Executive Director
Chris Newlin, MS LPC, has been the Executive Director of the National Children's Advocacy Center since July 2005. He is responsible for providing leadership and management of NCAC and participating in national and international leadership activities regarding the protection of children. The NCAC was the first Child Advocacy Center in the United States, and continues to provide both prevention and intervention services for child abuse in Huntsville/Madison County. NCAC also houses the NCAC National Training Center, the Southern Regional CAC, and the Child Abuse Library Online (CALiO). In these capacities, Chris oversees a staff of 53 professionals and a yearly budget of 5 million dollars. Chris is a Board Member of the Alabama Network of Children's Advocacy Centers, an ex-officio Board Member for the National Children's Alliance, member of the International Society for the Prevention of Child Abuse and Neglect (ISPCAN), and a Clinical Member of the Association for the Treatment of Sexual Abusers (ATSA). He is also the former Training Faculty Coordinator for Finding Words Georgia and a training faculty member of the National Children's Advocacy Center's Forensic Interviewing Training Program. Chris has presented at numerous local, regional, national and international conferences; and recent areas of interest are the international development of the Child Advocacy Center model, implementation of evidence-based practices within the CAC model, and the dissemination and utilization of child maltreatment research to improve frontline practice. Chris graduated from Hendrix College, the University of Central Arkansas, and the Harvard Business School Executive Education Program.
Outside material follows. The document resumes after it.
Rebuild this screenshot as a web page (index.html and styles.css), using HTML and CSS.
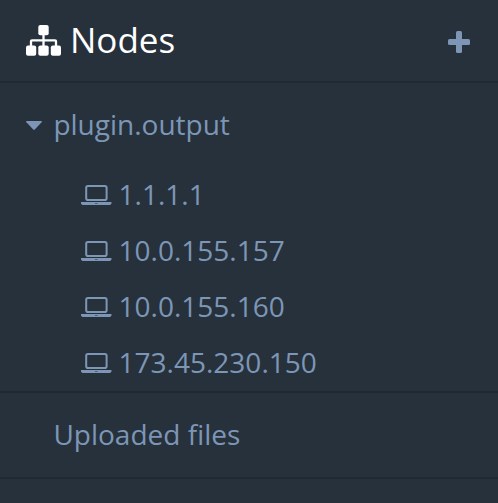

Prior to coming to the NCAC, Chris was the Executive/Clinical Director of Harbor House, the Northwest Georgia Child Advocacy Center in Rome, GA, from 1999-2005. During his tenure at Harbor House, the agency increased its service area to encompass seven counties in Northwest Georgia with a population of 420,000; created a satellite office, the Paulding Child Advocacy Center, in Dallas; and was cited by the NCA for developing innovative technology for use at the CAC and in multidisciplinary team meetings. In addition to his Executive Director duties, he conducted forensic interviews with children from multiple judicial circuits, led the multidisciplinary teams in two judicial circuits was a former board member of the Georgia Association for the Treatment of Sexual Abusers, and former President of the Children's Advocacy Centers of Georgia.